The book was an instant bestseller. It sold over 30,000 copies in the first few years, which was massive for the mid-19th century. It shifted the abolitionist movement from a bunch of white intellectuals talking about the "morality" of slavery to a movement led by the people who had actually lived it.
Actionable Steps for Engaging with Douglass Today
If you want to truly understand the weight of this text, don't just skim a summary.
- Read the 1845 version first. He wrote three autobiographies (My Bondage and My Freedom and Life and Times of Frederick Douglass followed later), but the first one is the rawest. It’s the one written by a man who was still a "criminal" in the eyes of the law.
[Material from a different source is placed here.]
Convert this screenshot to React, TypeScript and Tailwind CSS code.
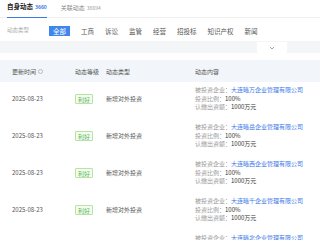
const filters = ['全部', '工商', '诉讼', '监管', '经营', '招投标', '知识产权', '新闻']

const rows = [
  { date: '2025-08-23', level: '利好', type: '新增对外投资', company: '大连曦万企业管理有限公司', ratio: '100%', amount: '1000万元' },
  { date: '2025-08-23', level: '利好', type: '新增对外投资', company: '大连曦岳企业管理有限公司', ratio: '100%', amount: '1000万元' },
  { date: '2025-08-23', level: '利好', type: '新增对外投资', company: '大连曦西企业管理有限公司', ratio: '100%', amount: '1000万元' },
  { date: '2025-08-23', level: '利好', type: '新增对外投资', company: '大连曦千企业管理有限公司', ratio: '100%', amount: '1000万元' },
  { date: '2025-08-23', level: '利好', type: '新增对外投资', company: '大连曦北企业管理有限公司', ratio: '100%', amount: '1000万元' },
]

function Chevron() {
  return (
    <svg width="6" height="4" viewBox="0 0 6 4" fill="none" stroke="#888" strokeWidth="0.8">
      <path d="M1 1l2 2 2-2" />
    </svg>
  )
}

export default function App() {
  return (
    <div className="w-[320px] h-[240px] bg-white overflow-hidden font-['Noto_Sans_CJK_SC',sans-serif] text-[#333]">
      {/* tabs */}
      <div className="h-[18px] border-b border-[#eeeeee] flex px-[7px] gap-[14px]">
        <div className="h-[18px] flex items-center pb-[3px] border-b-[1.5px] border-[#3a78e6] -mb-px">
          <span className="text-[6.5px] font-bold text-[#222]">自身动态</span>
          <span className="text-[5px] font-bold text-[#3a78e6] ml-[2px]">3660</span>
        </div>
        <div className="h-[18px] flex items-center pb-[3px]">
          <span className="text-[6px] text-[#888]">关联动态</span>
          <span className="text-[5px] text-[#999] ml-[2px]">38694</span>
        </div>
      </div>

      {/* filter row */}
      <div className="h-[23px] flex items-center pt-[2px] px-[7px]">
        <span className="text-[5.5px] text-[#aaa] w-[42px]">动态类型</span>
        <div className="flex items-center gap-[11px]">
          {filters.map((f, i) => (
            <span
              key={f}
              className={
                i === 0
                  ? 'text-[6.5px] leading-[10px] h-[10px] px-[4px] bg-[#3f86ec] text-white'
                  : 'text-[6.5px] leading-[10px] text-[#555]'
              }
            >
              {f}
            </span>
          ))}
        </div>
      </div>

      {/* gray band */}
      <div className="h-[12px] bg-[#f4f5f7] flex justify-end pr-[33px]">
        <div className="w-[30px] h-[11px] mt-[1px] bg-white rounded-b-[2px] flex items-center justify-center">
          <Chevron />
        </div>
      </div>

      <div className="h-[7px]" />

      {/* table header */}
      <div className="h-[22px] bg-[#f2f5fa] flex items-center pl-[12px] text-[6px] text-[#555]">
        <div className="w-[63px] flex items-center gap-[2px]">
          <span>更新时间</span>
          <span className="w-[5px] h-[5px] rounded-full border-[0.6px] border-[#bbb]" />
        </div>
        <div className="w-[31px]">动态等级</div>
        <div className="w-[89px]">动态类型</div>
        <div>动态内容</div>
      </div>

      {/* rows */}
      {rows.map((r, i) => (
        <div key={i} className="h-[37px] flex pl-[12px] pt-[4px] text-[6px]">
          <div className="h-[25.5px] w-[63px] flex items-center text-[#555]">{r.date}</div>
          <div className="h-[25.5px] w-[31px] flex items-center">
            <span className="px-[2px] h-[10px] leading-[9px] border-[0.6px] border-[#b7e4a3] bg-[#f4fbef] text-[#5cb85c] rounded-[1px]">
              {r.level}
            </span>
          </div>
          <div className="h-[25.5px] w-[89px] flex items-center text-[#555]">{r.type}</div>
          <div className="flex flex-col leading-[8.5px]">
            <div>
              <span className="text-[#999]">被投资企业：</span>
              <span className="text-[#3a78e6]">{r.company}</span>
            </div>
            <div>
              <span className="text-[#999]">投资比例：</span>
              <span className="text-[#333]">{r.ratio}</span>
            </div>
            <div>
              <span className="text-[#999]">认缴出资额：</span>
              <span className="text-[#333]">{r.amount}</span>
            </div>
          </div>
        </div>
      ))}
    </div>
  )
}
- Listen to a reading of "What to the Slave is the Fourth of July?" While not in the book, this speech is the spiritual sequel to the Narrative. It’s one of the greatest pieces of American rhetoric ever produced.
- Visit the Frederick Douglass National Historic Site. If you're ever in D.C., his home (Cedar Hill) is preserved. You can see the library where he kept the books that "unfitted" him for slavery.
- Contextualize with the census. Look up the 1840 and 1850 census records for Maryland. Seeing the sheer numbers of enslaved people in the counties Douglass mentions makes his personal story feel like the tip of a massive, tragic iceberg.
- Analyze the "Appendix." Don't skip the back of the book. Douglass wrote a specific section to clarify his views on religion so people wouldn't call him an infidel. It’s a masterclass in PR and defensive writing.
The Narrative of the Life of Frederick Douglass stands as a testament to the idea that you can't enslave a mind that knows how to think for itself. It’s a heavy read, sure. It’s violent and heartbreaking. But it’s also one of the most hopeful books ever written because it proves that the human spirit, when fueled by the "inch" of an alphabet, will eventually take the "ell" of freedom.
To get the most out of your study, compare Douglass's narrative with that of Harriet Jacobs (Incidents in the Life of a Slave Girl). While Douglass focuses on the struggle for physical and intellectual mastery, Jacobs highlights the specific horrors faced by enslaved women. Reading them together provides a more complete, albeit devastating, picture of the American landscape in the 1800s. Focus on the theme of "alienation" in the first three chapters to see how Douglass builds his argument from the ground up.